The 1975 UCLA Bruins football team represented the University of California, Los Angeles in the 1975 NCAA Division I football season. Led by second-year head coach Dick Vermeil, the Bruins won their first Pacific-8 championship in a decade and were 8–2–1 in the regular season. On New Year's Day, UCLA upset previously undefeated and top-ranked Ohio State in the Rose Bowl and climbed to fifth in the final rankings.

Regular season
Coming off an injury-plagued 1974 season at 6–3–2, UCLA began the season ranked #16. A season-opening 37–21 win over Iowa State in the Los Angeles Memorial Coliseum saw them move up to twelfth; this was followed by a 34–28 win over #10 Tennessee. But they stumbled in a turnover-plagued 20–20 tie at Air Force; second-ranked Ohio State traveled west and handed UCLA its first loss of the season,  on October 4. After the game, head coach Woody Hayes prophetically told his team that they would be facing UCLA again in the Rose Bowl. UCLA was the only opponent to score more than 14 points in a game all season against Ohio State, and they did it twice.

The Ohio State loss dropped the Bruins out of the top 20, but they returned to #13 after wins over Stanford, Washington State, and a key win over California. But another loss, this time to Washington 17–13, dropped them back out of the top 20 and resulted in a five-way tie at the top of the Pac-8 between UCLA, California, Stanford, USC, and Washington.
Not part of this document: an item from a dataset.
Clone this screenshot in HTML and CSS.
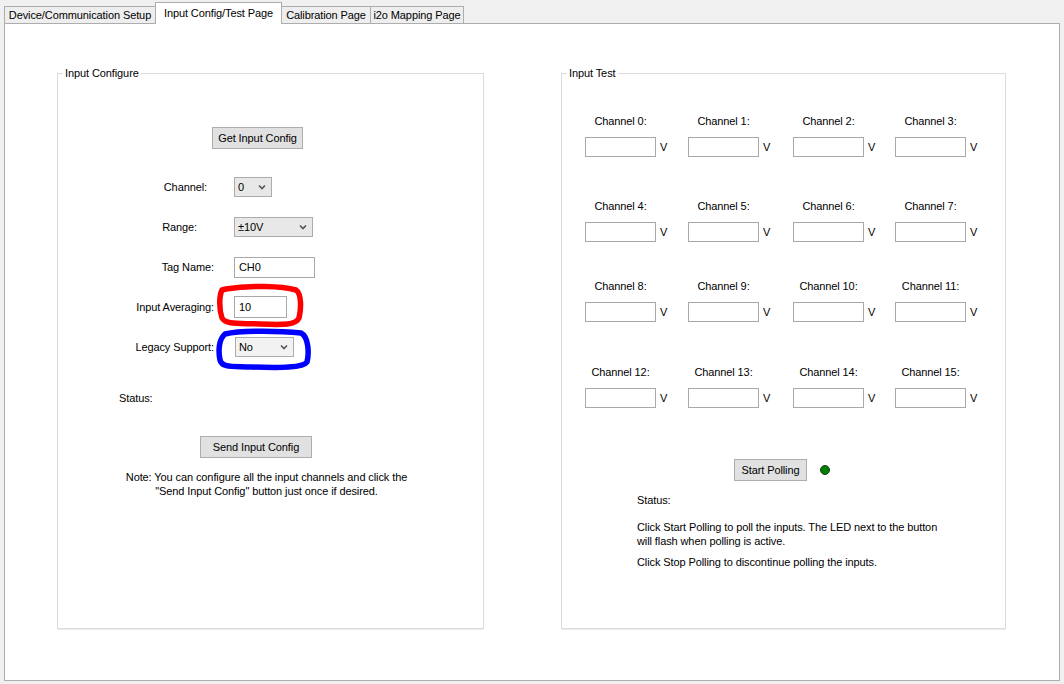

After a pair of wins over the Oregon schools, the Bruins went into their season-ending game against rival USC needing a win to go to the Rose Bowl; a loss or tie would send California to Pasadena. Despite fumbling 11 times and losing 8, UCLA beat the Trojans 25–22.  UCLA ended up tied with California for the Pac-8 championship, but advanced to the Rose Bowl on the strength of their 28–14 win over the Golden Bears. The Bruins went into the Rose Bowl ranked #11.  Ironically, the 1975 USC-UCLA game was legendary coach John McKay and Vermeil's final game at the Coliseum.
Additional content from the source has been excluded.